Because if lawyers don’t see a different possibility for themselves, we will lose the best and the brightest to other opportunities. Many of the lawyers who come to us at New Law Business Model do come to us at this moment in their own life, where they are saying, “Maybe I need to go do something else because I cannot find fulfillment being a lawyer.”

Today I can say that I am just so thrilled that I went to law school. I am so thrilled that I became a lawyer because I have found a way to be able to lawyer that fulfills my desire to truly make a difference in people’s lives, be able to make a great living, and to not kill myself in the process while I am doing it.

Watching other lawyers be able to step into that is one of the most fulfilling parts of my life. So, I can’t recall exactly what the question was that got me onto that topic, but I am so glad to be giving lawyers a new lease on life, I guess I would say, so that they can use their law degrees, and see that their law degree can be their most, their highest value asset. Not just from a financial perspective, but from the perspective of true fulfillment because that isn’t always presented to us as an option when we are coming out of law school.

Nikki Van Noy: Yeah, you know Ali, I am asking you to speculate a little bit here to the extent that it is possible, but hearing you talk about your year on the farm made me think a lot about the situation that we are in right now. I know in my own life–and I have seen this happen with a lot of my friends also–it’s like we have this break and this silence that we are just not used to. Even if you are still working, you are working from home and it is a different scenario than usual.

It seems to me like with this for a lot of people is coming a value shift and reprioritization. The feeling of it sounds a lot like what was happening at the farm. So, I am curious if you have talked to other lawyers in the midst of this, or if you foresee what is happening right now, shifting in the profession in the direction that you’re talking about in a more large-scale way.

Force or Choice

Ali Katz: Yeah, you know one of the best parts of what I am seeing right now is that, in the past, when I was seeking to educate lawyers, I had to lead with a conversation about money. Meaning that if I wanted to attract lawyers to learn from me, I had to focus on, “We’re going to teach you to make lots of money with your law degree.”

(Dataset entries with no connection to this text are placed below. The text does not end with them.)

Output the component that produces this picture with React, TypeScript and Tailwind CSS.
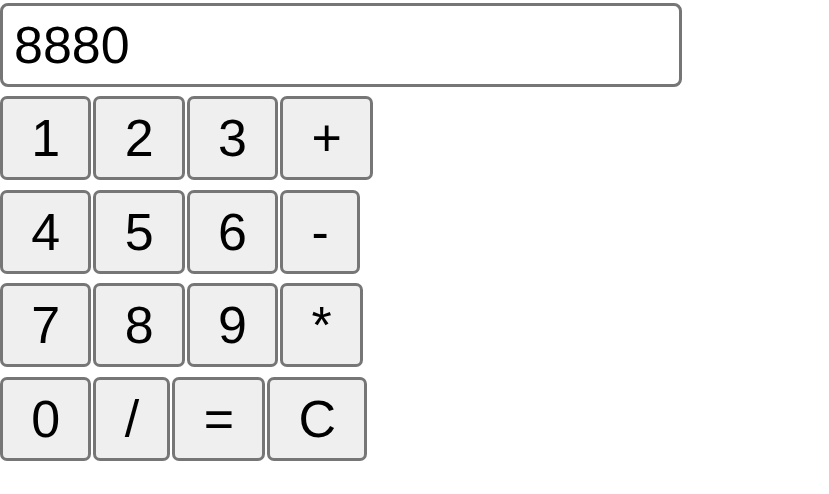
import React from "react";

const rows = [
  ["1", "2", "3", "+"],
  ["4", "5", "6", "-"],
  ["7", "8", "9", "*"],
  ["0", "/", "=", "C"],
];

export default function App() {
  return (
    <div className="bg-white w-[829px] h-[494px] pt-[3px] font-['Liberation_Sans',Arial,sans-serif] text-black">
      <div className="w-[682px] h-[84px] border-[3px] border-[#767676] rounded-[8px] flex items-center pl-[11px] text-[52px] leading-none">
        8880
      </div>
      <div className="flex flex-col gap-[9.67px] mt-[9px]">
        {rows.map((row, i) => (
          <div key={i} className="flex gap-[2px]">
            {row.map((k) => (
              <button
                key={k}
                className="h-[84px] px-[28.25px] border-[3px] border-[#767676] rounded-[7px] bg-[#efefef] text-[52px] leading-none flex items-center justify-center"
              >
                {k}
              </button>
            ))}
          </div>
        ))}
      </div>
    </div>
  );
}
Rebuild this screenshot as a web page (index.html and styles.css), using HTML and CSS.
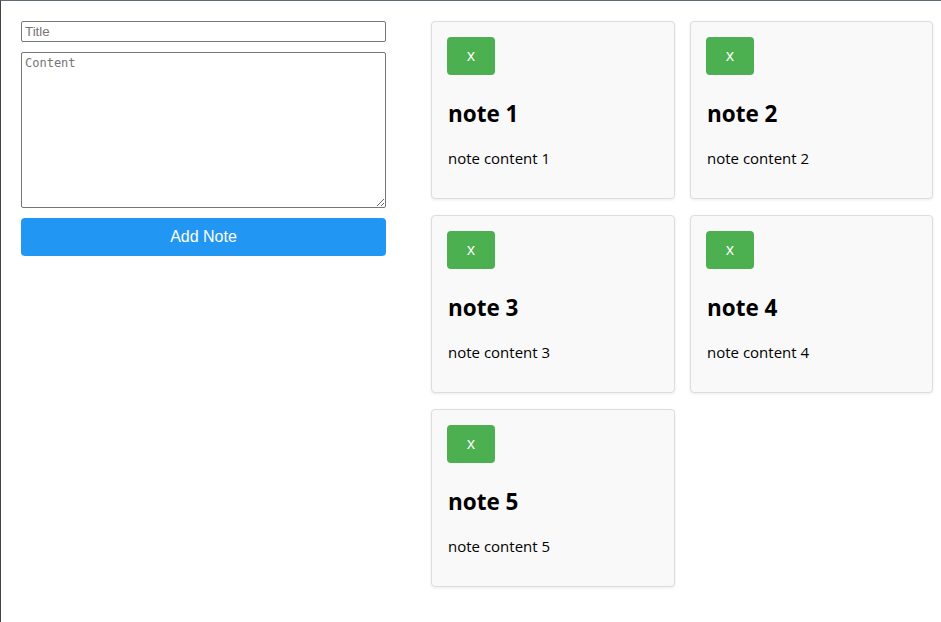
FILE: index.html
```html
<!DOCTYPE html>
<html>
<head>
<meta charset="utf-8">
<link rel="stylesheet" href="styles.css">
</head>
<body>
<div class="app">
  <form class="editor">
    <input class="title-input" type="text" placeholder="Title">
    <textarea class="content-input" placeholder="Content"></textarea>
    <button class="add-btn" type="button">Add Note</button>
  </form>
  <div class="notes">
    <div class="note">
      <button class="del-btn" type="button">x</button>
      <h2 class="note-title">note 1</h2>
      <p class="note-text">note content 1</p>
    </div>
    <div class="note">
      <button class="del-btn" type="button">x</button>
      <h2 class="note-title">note 2</h2>
      <p class="note-text">note content 2</p>
    </div>
    <div class="note">
      <button class="del-btn" type="button">x</button>
      <h2 class="note-title">note 3</h2>
      <p class="note-text">note content 3</p>
    </div>
    <div class="note">
      <button class="del-btn" type="button">x</button>
      <h2 class="note-title">note 4</h2>
      <p class="note-text">note content 4</p>
    </div>
    <div class="note">
      <button class="del-btn" type="button">x</button>
      <h2 class="note-title">note 5</h2>
      <p class="note-text">note content 5</p>
    </div>
  </div>
</div>
</body>
</html>
```

FILE: styles.css
```css
html, body {
  margin: 0;
  padding: 0;
  background: #fff;
}
body {
  box-sizing: border-box;
  height: 100vh;
  border-top: 1px solid #5f6a71;
  border-left: 1px solid #444;
  font-family: "Open Sans", "Noto Sans", sans-serif;
}
.app {
  display: grid;
  grid-template-columns: 365px 502px;
  column-gap: 45px;
  align-items: start;
  padding: 20px 8px 20px 20px;
}
.editor {
  display: flex;
  flex-direction: column;
  gap: 10px;
  margin: 0;
}
.title-input {
  box-sizing: border-box;
  width: 100%;
  height: 21px;
  margin: 0;
  font-family: "Liberation Sans", Arial, sans-serif;
  font-size: 13.333px;
  border: 1px solid #767676;
  border-radius: 2px;
  padding: 1px 3px;
}
.title-input::placeholder { color: #757575; }
.content-input {
  box-sizing: border-box;
  width: 100%;
  height: 156px;
  margin: 0;
  font-family: "DejaVu Sans Mono", "Liberation Mono", monospace;
  font-size: 12px;
  border: 1px solid #767676;
  border-radius: 2px;
  padding: 3px 3px;
}
.content-input::placeholder { color: #757575; }
.add-btn {
  height: 38px;
  border: none;
  border-radius: 4px;
  background: #2196f3;
  color: #fff;
  font-family: "Liberation Sans", Arial, sans-serif;
  font-size: 16px;
  cursor: pointer;
}
.notes {
  display: grid;
  grid-template-columns: 244px 243px;
  gap: 16px 15px;
}
.note {
  box-sizing: border-box;
  height: 178px;
  padding: 15px;
  background: #f9f9f9;
  border: 1px solid #ddd;
  border-radius: 4px;
  box-shadow: 0 1px 3px rgba(0, 0, 0, 0.08);
}
.del-btn {
  display: block;
  width: 48px;
  height: 38px;
  border: none;
  border-radius: 4px;
  background: #4caf50;
  color: #fff;
  font-family: "Open Sans", sans-serif;
  font-size: 16px;
  padding: 0 0 2px;
}
.note-title {
  margin: 23px 0 0 1px;
  font-size: 22.5px;
  line-height: 32px;
  font-weight: 700;
  color: #000;
}
.note-text {
  margin: 18px 0 0 1px;
  font-size: 15px;
  line-height: 21px;
  color: #000;
}
```
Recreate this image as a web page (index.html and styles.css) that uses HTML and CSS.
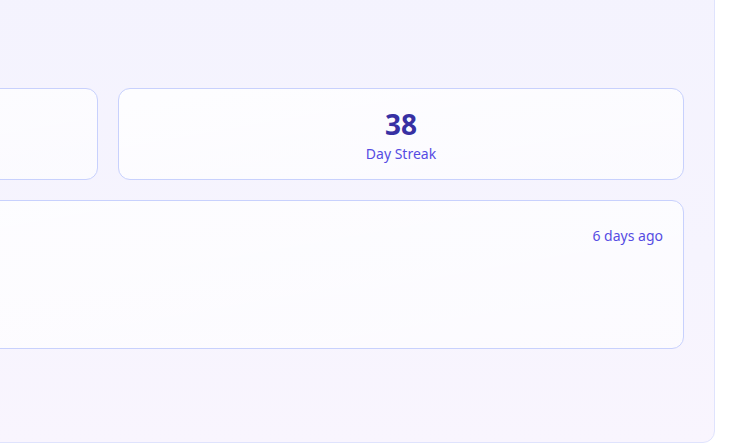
FILE: index.html
```html
<!DOCTYPE html>
<html lang="en">
<head>
<meta charset="utf-8">
<title>Stats</title>
<link rel="stylesheet" href="styles.css">
</head>
<body>
<div class="panel">
  <div class="stats">
    <div class="card stat"></div>
    <div class="card stat">
      <div class="stat-value">38</div>
      <div class="stat-label">Day Streak</div>
    </div>
  </div>
  <div class="card activity">
    <div class="activity-head">
      <span class="activity-time">6 days ago</span>
    </div>
  </div>
</div>
</body>
</html>
```

FILE: styles.css
```css
html, body {
  margin: 0;
  padding: 0;
  background: #ffffff;
  overflow: hidden;
}
body {
  font-family: "Noto Sans", "Open Sans", sans-serif;
  width: 737px;
  height: 443px;
}
.panel {
  box-sizing: border-box;
  width: 1214px;
  height: 463px;
  margin-left: -499px;
  margin-top: -20px;
  padding: 107px 30px 30px;
  border: 1px solid #dfe3fd;
  border-radius: 12px;
  background: linear-gradient(180deg, #f4f3fe 0%, #f6f4fe 60%, #f9f5fe 100%);
  display: flex;
  flex-direction: column;
  gap: 20px;
}
.stats {
  display: grid;
  grid-template-columns: 1fr 1fr;
  gap: 20px;
}
.card {
  box-sizing: border-box;
  border: 1px solid #c8d1fd;
  border-radius: 12px;
  background: linear-gradient(170deg, rgba(255,255,255,0.85), rgba(255,255,255,0.6));
}
.stat {
  height: 92px;
  padding-top: 18px;
  display: flex;
  flex-direction: column;
  align-items: center;
  gap: 3px;
}
.stat-value {
  font-size: 28px;
  font-weight: 700;
  line-height: 34px;
  color: #3730a3;
}
.stat-label {
  font-size: 14px;
  line-height: 20px;
  color: #564ce3;
}
.activity {
  height: 149px;
  padding: 25px 20px 20px;
}
.activity-head {
  display: flex;
  justify-content: flex-end;
  align-items: center;
}
.activity-time {
  font-size: 14px;
  line-height: 20px;
  color: #564ce3;
}
```
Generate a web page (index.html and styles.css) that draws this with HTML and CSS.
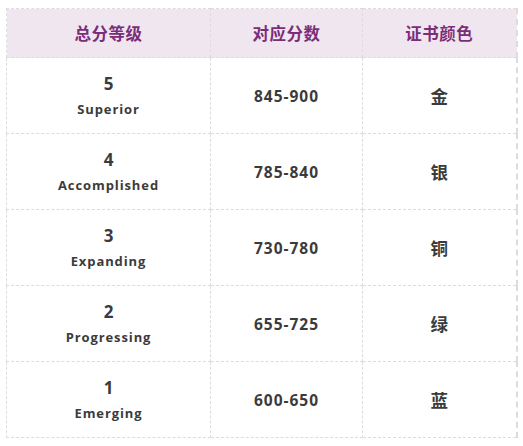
FILE: index.html
```html
<!DOCTYPE html>
<html lang="zh">
<head>
<meta charset="utf-8">
<link rel="stylesheet" href="styles.css">
</head>
<body>
<div class="wrap">
<table class="grade-table">
  <colgroup><col class="c1"><col class="c2"><col class="c3"></colgroup>
  <thead>
    <tr><th>总分等级</th><th>对应分数</th><th>证书颜色</th></tr>
  </thead>
  <tbody>
    <tr><td><div class="lvl">5</div><div class="name">Superior</div></td><td class="score">845-900</td><td class="color">金</td></tr>
    <tr><td><div class="lvl">4</div><div class="name">Accomplished</div></td><td class="score">785-840</td><td class="color">银</td></tr>
    <tr><td><div class="lvl">3</div><div class="name">Expanding</div></td><td class="score">730-780</td><td class="color">铜</td></tr>
    <tr><td><div class="lvl">2</div><div class="name">Progressing</div></td><td class="score">655-725</td><td class="color">绿</td></tr>
    <tr><td><div class="lvl">1</div><div class="name">Emerging</div></td><td class="score">600-650</td><td class="color">蓝</td></tr>
  </tbody>
</table>
</div>
</body>
</html>
```

FILE: styles.css
```css
html, body {
  margin: 0;
  padding: 0;
  background: #ffffff;
}
.wrap {
  padding: 8px 0 0 6px;
}
.grade-table {
  width: 510px;
  border-collapse: collapse;
  table-layout: fixed;
  font-family: "Open Sans", "Noto Sans CJK SC", sans-serif;
  font-weight: 700;
  color: #3b3b3b;
  border-right: 2px dashed #dcdcdc;
}
.c1 { width: 204px; }
.c2 { width: 152px; }
.c3 { width: 154px; }
.grade-table th,
.grade-table td {
  border: 1px dashed #dcdcdc;
  text-align: center;
  vertical-align: middle;
  padding: 0;
}
.grade-table th {
  background: #efe6ef;
  color: #7b2d7a;
  font-family: "Noto Sans CJK SC", sans-serif;
  font-size: 16.5px;
  height: 48px;
  letter-spacing: 0.5px;
}
.grade-table td {
  height: 75px;
}
.lvl {
  font-size: 17px;
  line-height: 22px;
}
.name {
  font-size: 13px;
  line-height: 18px;
  margin-top: 5px;
  letter-spacing: 0.9px;
}
.score {
  font-size: 15.5px;
  letter-spacing: 1px;
}
.color {
  font-family: "Noto Sans CJK SC", sans-serif;
  font-size: 17.5px;
}
```
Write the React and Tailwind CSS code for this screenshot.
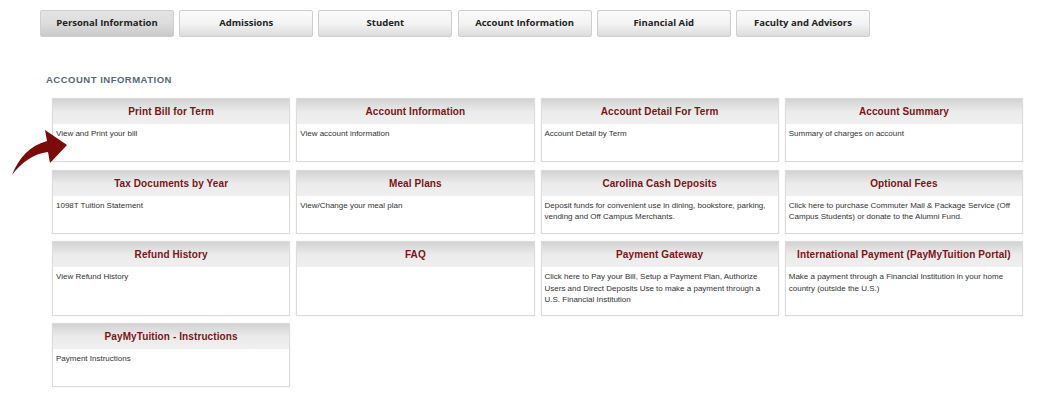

What I am starting to see now, and really over the past couple of years, not just now as a result of everyone needing to stay home, I will share more about that in a moment–but what I have been seeing in the last couple of years is that I no longer need to lead with the money. I get to lead with the heart.

That is new in the legal profession, and even if you see the cover of my book, you will see a heart on the cover of my book. Six, seven years ago, I didn’t feel that that would have gone over very well in the legal field, but that has changed significantly.

The lawyers that we are seeing come into our programs now, they are leading with their hearts and it is so beautiful for me to see that. That is definitely different.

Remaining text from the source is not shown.